Last year, without realizing it, I went back to this zero in a big way: Tired (OK, exhausted) from years of trying to live my ideal of the strong, independent, self-sufficient woman, I finally decided to give the whole thing—and myself—a much-needed rest. At thirty-four, I gave up my independent single-girl life in the city and temporarily moved back with my parents in the suburban south of Metro Manila. At that time, I already had a feeling that this homecoming was different from all the other ones in the past, when I’d show up at my parents’ door, bags of clothes and boxes of books in tow, feeling every bit the way my brother had summed me up: “Para ka’ng OFW na di pumatok sa Saudi.” 

Well.

All the elements of the big production called Tweet’s Return were still there—the bags, the boxes, my brother’s pang-asar—except for one conspicuous thing: the huge Balikbayan-box sense of failure at not having made it out there that I also used to lug home on such occasions.

As soon as I moved back into my old room in November last year, I marveled at how different everything felt. Instead of feeling smothered and defensive, I was surprised at how right it felt to be at my parents’ house--the house I’d been forever plotting to leave, to escape from. Although I suspected something like this would happen the moment I decided to go home, it was still something of a shock to realize how truly happy I was to be at the place that, as Pico Iyer called it, I had “always longed to flee.”

I was hyper aware of how grateful I was that breakfast would be on the table when I woke up, that I had no rent and utilities to pay and to stress over, that a laundry woman comes to the house every Friday to wash our clothes, that I have family to sit with me at the table and who I know will be there, ready to join me for tea and boiled bananas, when I emerge from my room after a day of writing. It struck me as silly that I had spent most of my supposed adult years running away from my family, pulling myself free of their clutches because they had seemed to stand in the way of my pursuit of complete freedom. But I suppose that was necessary then. My family seemed to have changed a great deal. I no longer felt them encroaching on my space, of feeling entitled to my time or sucking out my energy.

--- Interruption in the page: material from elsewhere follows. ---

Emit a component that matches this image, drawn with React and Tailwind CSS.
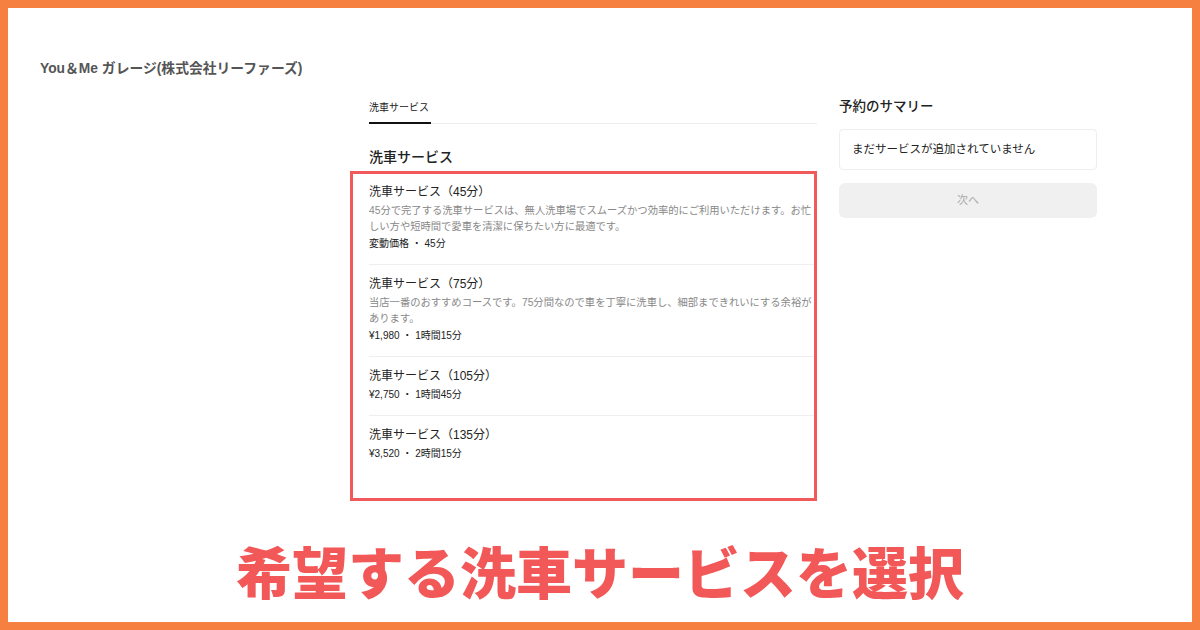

But while I knew something had definitely changed, I didn’t have the words for it then.

It wasn’t until I had been back in my old room for five months that a whole new way of looking at zero—that it didn’t necessarily equate “loser”--was introduced in Yoga class and I realized that something of a miracle had taken place: My mind had changed. (Woooow.) And so I had changed. That was it! While the act of coming home was the same as all the other times in the past, I was no longer the same person. No longer the same person who walked in her parents’ door with the long face of someone who felt and acted as if she were there by no choice of hers. No longer the same person who lay in bed sighing heavily, feeling the walls close in on her as if she were a prisoner. No longer the same feeling-kawawz girl who spent her days wondering when and how she’d be able to leave her parents’ house again.

Somehow, my perspective had shifted so that instead of looking at my situation as the depressing dead-end it always had seemed to me and, thus, was always something I was desperately trying to get out of, I now saw it as a beginning, a starting point. Of what, I wasn’t so sure. I only knew that I wanted to approach my family and my role in it differently. I didn’t want the old drama playing in my head, anymore. It was definitely time for a new script. 

Hmm…what was it about this place that made me want to escape it so much? What was it about my family that stirred up such strong mixed emotions? Why did I have such a great need to prove my strength, independence and self-sufficiency? Was I not convinced of it?

 Soon, it became clearer to me why I really came home: I wanted to stop running—running away from people, circumstances and feelings I didn’t like, on one hand, and running towards my ideal, on the other. I wanted to just stop and catch my breath for a while. To learn to be happy just sitting still, enjoying the calm. But old habits do die hard and I complained about this a lot in my journal. In an August entry, for instance, I complained about an unwieldy tendency: “Sometimes I still find myself looking for something to do, as if I don’t have enough to do at the moment. As if I’m not in the middle of a project. We really do tend to seek out the obvious highs and lows, and are suspicious about cruising calmly along. Some people are lucky enough to trust the calm. I’ve wanted to be one of those people for some years now…” I found it both poetic and practical that I learn to do that in the one place I had, for the longest time, been trying to get away from because I just couldn’t be peaceful in it.

It turns out that by coming home, by “going back to zero”—a place and a state of being that many of us have learned to fear and try so hard to avoid--I was actually, if subconsciously, setting the stage for new things to happen to me. Nay, more: I had made myself a blank canvas on which the creation of a new and vital (a.k.a. more mature) life now seemed inevitable.